Those of you who regularly read my remarks have probably noticed that I don’t often take on global subjects, instead preferring to discuss narrow or even personal situations. After all, there are commentators out there who are far better informed than I bother to keep myself, so I’m happy to let them comment on things like, well, the state of the industry.
But I don’t ignore broader happenings. After all, for example, who isn’t aware of the declining numbers of our ranks? Yet, the pace of aircraft and avionics development is unprecedented. I find it challenging to reconcile a dwindling pilot population with all that new-product development. Who’s buying all that new stuff? I can guess.

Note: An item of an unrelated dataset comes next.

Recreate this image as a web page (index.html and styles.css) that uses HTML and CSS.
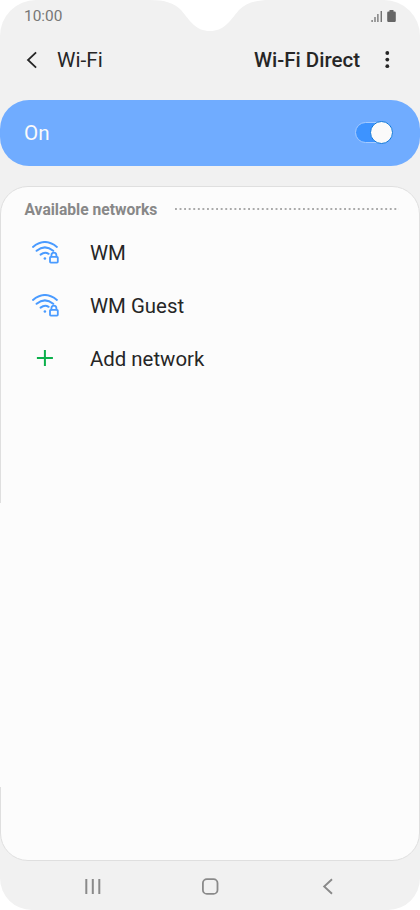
FILE: index.html
```html
<!DOCTYPE html>
<html lang="en">
<head>
<meta charset="utf-8">
<title>Wi-Fi</title>
<link rel="stylesheet" href="styles.css">
</head>
<body>
<div class="screen">
  <svg class="notch" width="120" height="32" viewBox="0 0 120 32"><path d="M0 0C15 0 24 3 31 10C41 22 46 31 60 31C74 31 79 22 89 10C96 3 105 0 120 0Z" fill="#fff"/></svg>
  <header class="status">
    <span class="time">10:00</span>
    <svg width="26" height="14" viewBox="0 0 26 14">
      <g fill="#666"><path d="M.5 11h1.2v2H.5zM3.4 8h1.2v5H3.4zM6.3 5h1.2v8H6.3zM9.6 2h1.3v11H9.6z"/><path d="M18.5 1h4v1.5h1q1.3 0 1.3 1.3v8q0 1.2-1.3 1.2h-6q-1.3 0-1.3-1.2v-8q0-1.3 1.3-1.3h1z"/></g>
    </svg>
  </header>
  <nav class="appbar">
    <svg width="12" height="18" viewBox="0 0 12 18"><path d="M10.1 1.3L2 9l8.1 7.7" fill="none" stroke="#262626" stroke-width="1.8"/></svg>
    <h1 class="title">Wi-Fi</h1>
    <span class="direct">Wi-Fi Direct</span>
    <svg class="more" width="6" height="18" viewBox="0 0 6 18"><g fill="#262626"><circle cx="3.3" cy="2" r="1.9"/><circle cx="3.3" cy="8.6" r="1.9"/><circle cx="3.3" cy="15.2" r="1.9"/></g></svg>
  </nav>
  <section class="power">
    <span class="power-label">On</span>
    <span class="switch"><span class="knob"></span></span>
  </section>
  <main class="networks">
    <div class="heading">
      <h2 class="heading-text">Available networks</h2>
      <svg class="dots" width="224" height="2" viewBox="0 0 224 2"><path d="M0 1h224" stroke="#8f8f8f" stroke-width="1.7" stroke-dasharray="1.9 2.67"/></svg>
    </div>
    <ul class="list">
      <li class="row">
        <svg class="icon" width="28" height="24" viewBox="0 0 28 24"><use href="#wifi"/></svg>
        <span class="wm">WM</span>
      </li>
      <li class="row">
        <svg class="icon" width="28" height="24" viewBox="0 0 28 24">
          <g id="wifi" fill="none" stroke="#4a9bff" stroke-width="2" stroke-linecap="round">
            <path d="M2 5.9Q13.9-3.9 25.9 5.9M5.6 9.8Q13.9 3 22.2 9.8M9.6 13.6Q13.8 10.4 17.6 12.8"/>
            <circle cx="13.9" cy="17.5" r="1.3" fill="#4a9bff" stroke="none"/>
            <path stroke-width="1.8" d="M20.4 15.6v-1.4a2.5 2.6 0 0 1 5 0v1.4"/><rect x="19" y="15.8" width="7.8" height="5.8" rx=".8" stroke-width="1.8"/>
          </g>
        </svg>
        <span class="guest">WM Guest</span>
      </li>
      <li class="row">
        <svg class="icon" width="28" height="24" viewBox="0 0 28 24"><path d="M5.9 11h16M13.9 3v16" stroke="#0bb04b" stroke-width="2" fill="none"/></svg>
        <span class="add">Add network</span>
      </li>
    </ul>
  </main>
  <footer class="navbar">
    <svg width="18" height="18" viewBox="0 0 18 18"><path d="M2.3 1v15M8.8 1v15M15.3 1v15" stroke="#8a8a8a" stroke-width="2"/></svg>
    <svg width="18" height="18" viewBox="0 0 18 18"><rect x=".9" y="1.1" width="14.6" height="14.8" rx="4" fill="none" stroke="#8a8a8a" stroke-width="1.8"/></svg>
    <svg width="18" height="18" viewBox="0 0 18 18"><path d="M13 1.2L5.2 8.5l7.8 7.3" fill="none" stroke="#8a8a8a" stroke-width="1.9"/></svg>
  </footer>
</div>
</body>
</html>
```
FILE: styles.css
```css
* { box-sizing: border-box; }
body { margin: 0; background: #fff; font-family: Roboto, "Liberation Sans", sans-serif; color: #262626; }
svg { display: block; flex: none; }
h1, h2 { margin: 0; }
.screen { position: relative; width: 420px; height: 910px; display: flex; flex-direction: column; background: #f1f1f1; border-radius: 36px 36px 32px 32px; overflow: hidden; }
.notch { position: absolute; left: 150px; top: 0; }
.status { height: 32px; padding: 0 23px 0 24px; display: flex; justify-content: space-between; align-items: center; color: #777; }
.time { font-size: 15.4px; line-height: 18px; }
.appbar { height: 56px; padding: 0 30px 0 26px; display: flex; align-items: center; white-space: nowrap; }
.title { margin-left: 19px; font-size: 20.8px; font-weight: 400; }
.direct { margin-left: auto; font-size: 20.5px; font-weight: 500; }
.more { margin-left: 24px; }
.power { height: 66px; margin-top: 12px; padding: 0 27px 0 24px; display: flex; align-items: center; justify-content: space-between; background: #70acff; border-radius: 29px; }
.power-label { color: #fafafa; font-size: 20.6px; }
.switch { width: 38px; height: 21px; margin-top: -1px; display: flex; align-items: center; justify-content: flex-end; background: #3d93ff; border: 1px solid #a5cbff; border-radius: 11px; }
.knob { width: 23px; height: 23px; flex: none; margin-right: -1px; background: #fafafa; border: 1px solid #0f78da; border-radius: 50%; }
.networks { position: relative; height: 675px; margin-top: 20px; background: #fcfcfc; border: 1px solid #dfdfdf; border-radius: 28px; }
.networks::before { content: ""; position: absolute; left: -1px; top: 316px; width: 1px; height: 284px; background: #fcfcfc; }
.heading { height: 39px; padding: 7px 20px 0 23.5px; display: flex; align-items: center; justify-content: space-between; white-space: nowrap; }
.dots { margin-top: -2px; }
.heading-text { font-size: 15.6px; font-weight: 700; color: #888; }
.list { margin: 0; padding: 0; list-style: none; }
.row { height: 53px; padding-left: 30px; display: flex; align-items: center; gap: 31px; font-size: 20.4px; white-space: nowrap; }
.navbar { height: 49px; padding: 3px 83px 0 84px; display: flex; align-items: center; justify-content: space-between; }
```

Let’s rewind the clock a few decades. Say it’s the late-1970s and you’re shopping for a brand-new, high-performance single. You’ll go all in because you expect to keep this airplane for, well, probably a few decades. You’re in your mid 20s and you can afford it because your engineering degree is starting to pay off and, besides, your Uncle Rich recently passed away and left you some money.
You want the best, so your panel will have a pair of navcoms, an ADF, a DME, autopilot, and, of course, an HSI. What else is there? Not much, really.
You love your new airplane and you absolutely pamper it. But, time marches on and after 20 or so annuals, you’re thinking that perhaps you’d like one of those new GPS all-in navigators. So you pull one of the navcoms and replace it with an amazing new GNS 430. Life couldn’t get any better.
Another 20 or so annuals take place and even that 430 is looking a little tired. The rest of the panel is now, well, hopelessly out of date. Since you’re in your 60s, you’ve got far more disposable income. So, still in love with that airplane, you decide it’s time for a face lift. Besides, you’ve put off ADS-B because you stopped flying for about nine months to attend to some medical issues.
Like the original purchase, you decide to go all in. You select the right shop and work closely with them to pick all the newest toys. You decide to replace just about everything, leaving almost nothing original in the panel. You go full touchscreen EFIS, and even an electronic standby instrument. This allows you to pull that troublesome vacuum pump. (For fun, you look back through the logs and discover that you’re removing the tenth vacuum pump your prized bird has supported. Good riddance.)
Of course, all the avionics go, to be replaced with the latest touchscreen navigators and a digital autopilot. Sure, this requires you to dig a bit (okay, a lot) deeper into that disposable income, but you only live once, right?
Variations on this story are happening all over the world right now, explaining why fewer pilots are spending more money. We might not be buying many new airplanes, but we’re sure spending a lot to make ’em new to us.
Yup, that’s my guess. It’s an easy guess, too, because, well, that’s pretty much what I did. You too?